Job >>
Repeat the data word for word. Do not include the pictures.

Data section >>
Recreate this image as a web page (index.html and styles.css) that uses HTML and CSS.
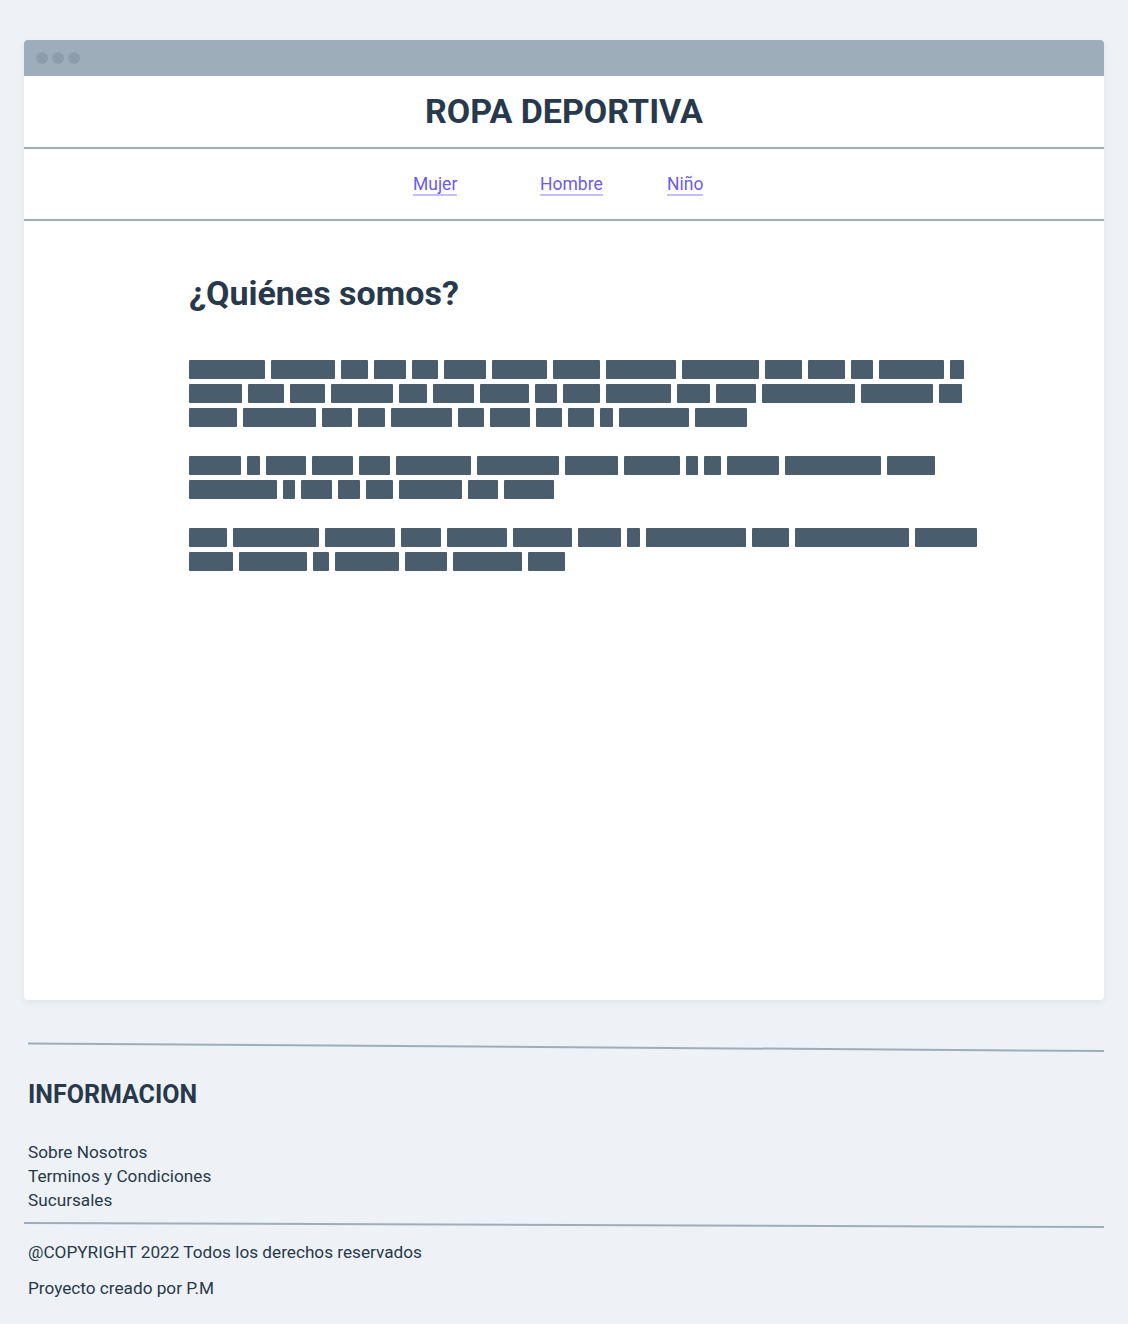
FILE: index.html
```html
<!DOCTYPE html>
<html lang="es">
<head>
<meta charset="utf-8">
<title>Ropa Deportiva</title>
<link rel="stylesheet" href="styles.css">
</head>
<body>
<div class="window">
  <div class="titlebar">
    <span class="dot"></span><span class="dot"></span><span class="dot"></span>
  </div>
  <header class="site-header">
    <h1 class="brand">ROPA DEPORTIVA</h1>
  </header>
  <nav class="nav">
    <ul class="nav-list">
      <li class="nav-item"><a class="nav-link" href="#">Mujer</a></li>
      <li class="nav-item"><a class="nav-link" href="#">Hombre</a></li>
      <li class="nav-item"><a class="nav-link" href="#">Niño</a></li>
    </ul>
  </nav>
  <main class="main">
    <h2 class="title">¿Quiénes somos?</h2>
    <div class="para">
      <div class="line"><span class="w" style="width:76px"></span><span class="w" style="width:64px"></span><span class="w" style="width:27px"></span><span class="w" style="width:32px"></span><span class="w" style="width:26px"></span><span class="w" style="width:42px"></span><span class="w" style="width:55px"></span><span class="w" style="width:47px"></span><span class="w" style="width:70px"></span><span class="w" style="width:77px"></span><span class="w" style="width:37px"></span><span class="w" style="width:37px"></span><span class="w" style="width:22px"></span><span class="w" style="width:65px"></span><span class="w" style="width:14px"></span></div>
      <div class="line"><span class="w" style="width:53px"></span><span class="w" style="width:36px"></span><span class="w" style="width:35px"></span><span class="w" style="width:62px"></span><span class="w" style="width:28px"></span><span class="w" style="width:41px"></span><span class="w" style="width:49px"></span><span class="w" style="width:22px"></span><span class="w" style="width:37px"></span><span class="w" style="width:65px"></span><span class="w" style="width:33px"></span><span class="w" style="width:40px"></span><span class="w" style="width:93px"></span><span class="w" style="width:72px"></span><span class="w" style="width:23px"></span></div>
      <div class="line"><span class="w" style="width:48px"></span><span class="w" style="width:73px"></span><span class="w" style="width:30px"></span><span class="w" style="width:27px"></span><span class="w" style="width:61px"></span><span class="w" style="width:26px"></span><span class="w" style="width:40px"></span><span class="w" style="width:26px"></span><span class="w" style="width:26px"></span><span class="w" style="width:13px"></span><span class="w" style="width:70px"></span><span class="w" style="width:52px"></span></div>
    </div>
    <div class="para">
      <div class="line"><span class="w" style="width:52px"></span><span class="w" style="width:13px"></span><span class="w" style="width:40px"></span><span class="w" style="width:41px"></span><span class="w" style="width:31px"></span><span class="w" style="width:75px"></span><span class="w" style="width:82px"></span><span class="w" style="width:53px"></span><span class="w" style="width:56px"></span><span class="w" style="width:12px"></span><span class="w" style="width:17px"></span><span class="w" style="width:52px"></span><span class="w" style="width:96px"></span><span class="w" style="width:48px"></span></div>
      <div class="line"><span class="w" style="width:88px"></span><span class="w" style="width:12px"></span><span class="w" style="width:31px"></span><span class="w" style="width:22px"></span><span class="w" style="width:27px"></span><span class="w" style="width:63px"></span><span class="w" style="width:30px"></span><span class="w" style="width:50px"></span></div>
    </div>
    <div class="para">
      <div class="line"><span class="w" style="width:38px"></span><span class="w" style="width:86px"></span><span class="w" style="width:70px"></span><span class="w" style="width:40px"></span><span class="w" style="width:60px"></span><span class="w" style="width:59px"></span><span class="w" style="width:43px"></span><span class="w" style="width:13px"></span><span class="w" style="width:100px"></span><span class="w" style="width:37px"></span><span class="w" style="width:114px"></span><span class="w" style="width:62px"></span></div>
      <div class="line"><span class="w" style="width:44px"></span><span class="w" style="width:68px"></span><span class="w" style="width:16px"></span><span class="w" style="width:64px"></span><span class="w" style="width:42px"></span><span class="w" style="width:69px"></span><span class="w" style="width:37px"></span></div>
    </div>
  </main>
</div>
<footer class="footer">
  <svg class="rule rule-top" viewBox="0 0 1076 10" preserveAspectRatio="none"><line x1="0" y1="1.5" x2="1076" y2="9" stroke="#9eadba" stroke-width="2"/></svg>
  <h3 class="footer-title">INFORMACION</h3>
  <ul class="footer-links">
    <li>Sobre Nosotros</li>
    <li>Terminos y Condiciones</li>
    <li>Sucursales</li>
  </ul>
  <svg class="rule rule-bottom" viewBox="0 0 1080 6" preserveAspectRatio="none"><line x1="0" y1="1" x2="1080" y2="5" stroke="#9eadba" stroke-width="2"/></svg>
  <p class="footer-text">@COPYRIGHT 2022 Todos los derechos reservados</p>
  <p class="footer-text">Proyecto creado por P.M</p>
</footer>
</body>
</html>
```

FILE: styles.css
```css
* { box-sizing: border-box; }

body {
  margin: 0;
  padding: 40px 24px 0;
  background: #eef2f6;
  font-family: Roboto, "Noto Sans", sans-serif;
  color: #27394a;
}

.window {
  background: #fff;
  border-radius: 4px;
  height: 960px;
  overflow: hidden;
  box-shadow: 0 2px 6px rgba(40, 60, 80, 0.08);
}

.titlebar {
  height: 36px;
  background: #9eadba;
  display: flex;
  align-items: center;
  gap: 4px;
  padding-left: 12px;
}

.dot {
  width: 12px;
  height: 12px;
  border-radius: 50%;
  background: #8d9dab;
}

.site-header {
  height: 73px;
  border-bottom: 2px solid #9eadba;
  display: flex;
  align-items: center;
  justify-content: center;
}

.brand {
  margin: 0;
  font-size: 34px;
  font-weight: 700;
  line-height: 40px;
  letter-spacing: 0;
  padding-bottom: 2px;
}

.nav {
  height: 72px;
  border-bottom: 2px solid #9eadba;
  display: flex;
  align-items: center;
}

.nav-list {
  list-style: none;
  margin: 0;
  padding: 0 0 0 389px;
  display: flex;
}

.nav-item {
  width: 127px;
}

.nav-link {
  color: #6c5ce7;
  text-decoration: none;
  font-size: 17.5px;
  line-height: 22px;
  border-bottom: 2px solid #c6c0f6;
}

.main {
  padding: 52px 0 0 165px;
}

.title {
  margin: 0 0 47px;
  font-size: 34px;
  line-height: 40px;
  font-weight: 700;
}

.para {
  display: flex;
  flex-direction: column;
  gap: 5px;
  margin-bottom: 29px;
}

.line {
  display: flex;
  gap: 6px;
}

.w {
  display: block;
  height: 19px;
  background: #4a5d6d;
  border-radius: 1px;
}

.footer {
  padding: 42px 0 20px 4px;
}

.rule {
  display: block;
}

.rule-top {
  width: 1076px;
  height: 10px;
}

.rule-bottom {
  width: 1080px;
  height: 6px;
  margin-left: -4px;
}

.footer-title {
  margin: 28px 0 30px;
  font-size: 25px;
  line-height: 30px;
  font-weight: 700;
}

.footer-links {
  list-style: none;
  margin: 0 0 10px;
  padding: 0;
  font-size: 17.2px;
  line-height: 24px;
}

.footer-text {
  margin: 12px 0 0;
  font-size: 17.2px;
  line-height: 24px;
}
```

Reply to the exercise >>
Recreate this image as a web page (index.html and styles.css) that uses HTML and CSS.
FILE: index.html
```html
<!DOCTYPE html>
<html lang="es">
<head>
<meta charset="utf-8">
<title>Ropa Deportiva</title>
<link rel="stylesheet" href="styles.css">
</head>
<body>
<div class="window">
  <div class="titlebar">
    <span class="dot"></span><span class="dot"></span><span class="dot"></span>
  </div>
  <header class="site-header">
    <h1 class="brand">ROPA DEPORTIVA</h1>
  </header>
  <nav class="nav">
    <ul class="nav-list">
      <li class="nav-item"><a class="nav-link" href="#">Mujer</a></li>
      <li class="nav-item"><a class="nav-link" href="#">Hombre</a></li>
      <li class="nav-item"><a class="nav-link" href="#">Niño</a></li>
    </ul>
  </nav>
  <main class="main">
    <h2 class="title">¿Quiénes somos?</h2>
    <div class="para">
      <div class="line"><span class="w" style="width:76px"></span><span class="w" style="width:64px"></span><span class="w" style="width:27px"></span><span class="w" style="width:32px"></span><span class="w" style="width:26px"></span><span class="w" style="width:42px"></span><span class="w" style="width:55px"></span><span class="w" style="width:47px"></span><span class="w" style="width:70px"></span><span class="w" style="width:77px"></span><span class="w" style="width:37px"></span><span class="w" style="width:37px"></span><span class="w" style="width:22px"></span><span class="w" style="width:65px"></span><span class="w" style="width:14px"></span></div>
      <div class="line"><span class="w" style="width:53px"></span><span class="w" style="width:36px"></span><span class="w" style="width:35px"></span><span class="w" style="width:62px"></span><span class="w" style="width:28px"></span><span class="w" style="width:41px"></span><span class="w" style="width:49px"></span><span class="w" style="width:22px"></span><span class="w" style="width:37px"></span><span class="w" style="width:65px"></span><span class="w" style="width:33px"></span><span class="w" style="width:40px"></span><span class="w" style="width:93px"></span><span class="w" style="width:72px"></span><span class="w" style="width:23px"></span></div>
      <div class="line"><span class="w" style="width:48px"></span><span class="w" style="width:73px"></span><span class="w" style="width:30px"></span><span class="w" style="width:27px"></span><span class="w" style="width:61px"></span><span class="w" style="width:26px"></span><span class="w" style="width:40px"></span><span class="w" style="width:26px"></span><span class="w" style="width:26px"></span><span class="w" style="width:13px"></span><span class="w" style="width:70px"></span><span class="w" style="width:52px"></span></div>
    </div>
    <div class="para">
      <div class="line"><span class="w" style="width:52px"></span><span class="w" style="width:13px"></span><span class="w" style="width:40px"></span><span class="w" style="width:41px"></span><span class="w" style="width:31px"></span><span class="w" style="width:75px"></span><span class="w" style="width:82px"></span><span class="w" style="width:53px"></span><span class="w" style="width:56px"></span><span class="w" style="width:12px"></span><span class="w" style="width:17px"></span><span class="w" style="width:52px"></span><span class="w" style="width:96px"></span><span class="w" style="width:48px"></span></div>
      <div class="line"><span class="w" style="width:88px"></span><span class="w" style="width:12px"></span><span class="w" style="width:31px"></span><span class="w" style="width:22px"></span><span class="w" style="width:27px"></span><span class="w" style="width:63px"></span><span class="w" style="width:30px"></span><span class="w" style="width:50px"></span></div>
    </div>
    <div class="para">
      <div class="line"><span class="w" style="width:38px"></span><span class="w" style="width:86px"></span><span class="w" style="width:70px"></span><span class="w" style="width:40px"></span><span class="w" style="width:60px"></span><span class="w" style="width:59px"></span><span class="w" style="width:43px"></span><span class="w" style="width:13px"></span><span class="w" style="width:100px"></span><span class="w" style="width:37px"></span><span class="w" style="width:114px"></span><span class="w" style="width:62px"></span></div>
      <div class="line"><span class="w" style="width:44px"></span><span class="w" style="width:68px"></span><span class="w" style="width:16px"></span><span class="w" style="width:64px"></span><span class="w" style="width:42px"></span><span class="w" style="width:69px"></span><span class="w" style="width:37px"></span></div>
    </div>
  </main>
</div>
<footer class="footer">
  <svg class="rule rule-top" viewBox="0 0 1076 10" preserveAspectRatio="none"><line x1="0" y1="1.5" x2="1076" y2="9" stroke="#9eadba" stroke-width="2"/></svg>
  <h3 class="footer-title">INFORMACION</h3>
  <ul class="footer-links">
    <li>Sobre Nosotros</li>
    <li>Terminos y Condiciones</li>
    <li>Sucursales</li>
  </ul>
  <svg class="rule rule-bottom" viewBox="0 0 1080 6" preserveAspectRatio="none"><line x1="0" y1="1" x2="1080" y2="5" stroke="#9eadba" stroke-width="2"/></svg>
  <p class="footer-text">@COPYRIGHT 2022 Todos los derechos reservados</p>
  <p class="footer-text">Proyecto creado por P.M</p>
</footer>
</body>
</html>
```

FILE: styles.css
```css
* { box-sizing: border-box; }

body {
  margin: 0;
  padding: 40px 24px 0;
  background: #eef2f6;
  font-family: Roboto, "Noto Sans", sans-serif;
  color: #27394a;
}

.window {
  background: #fff;
  border-radius: 4px;
  height: 960px;
  overflow: hidden;
  box-shadow: 0 2px 6px rgba(40, 60, 80, 0.08);
}

.titlebar {
  height: 36px;
  background: #9eadba;
  display: flex;
  align-items: center;
  gap: 4px;
  padding-left: 12px;
}

.dot {
  width: 12px;
  height: 12px;
  border-radius: 50%;
  background: #8d9dab;
}

.site-header {
  height: 73px;
  border-bottom: 2px solid #9eadba;
  display: flex;
  align-items: center;
  justify-content: center;
}

.brand {
  margin: 0;
  font-size: 34px;
  font-weight: 700;
  line-height: 40px;
  letter-spacing: 0;
  padding-bottom: 2px;
}

.nav {
  height: 72px;
  border-bottom: 2px solid #9eadba;
  display: flex;
  align-items: center;
}

.nav-list {
  list-style: none;
  margin: 0;
  padding: 0 0 0 389px;
  display: flex;
}

.nav-item {
  width: 127px;
}

.nav-link {
  color: #6c5ce7;
  text-decoration: none;
  font-size: 17.5px;
  line-height: 22px;
  border-bottom: 2px solid #c6c0f6;
}

.main {
  padding: 52px 0 0 165px;
}

.title {
  margin: 0 0 47px;
  font-size: 34px;
  line-height: 40px;
  font-weight: 700;
}

.para {
  display: flex;
  flex-direction: column;
  gap: 5px;
  margin-bottom: 29px;
}

.line {
  display: flex;
  gap: 6px;
}

.w {
  display: block;
  height: 19px;
  background: #4a5d6d;
  border-radius: 1px;
}

.footer {
  padding: 42px 0 20px 4px;
}

.rule {
  display: block;
}

.rule-top {
  width: 1076px;
  height: 10px;
}

.rule-bottom {
  width: 1080px;
  height: 6px;
  margin-left: -4px;
}

.footer-title {
  margin: 28px 0 30px;
  font-size: 25px;
  line-height: 30px;
  font-weight: 700;
}

.footer-links {
  list-style: none;
  margin: 0 0 10px;
  padding: 0;
  font-size: 17.2px;
  line-height: 24px;
}

.footer-text {
  margin: 12px 0 0;
  font-size: 17.2px;
  line-height: 24px;
}
```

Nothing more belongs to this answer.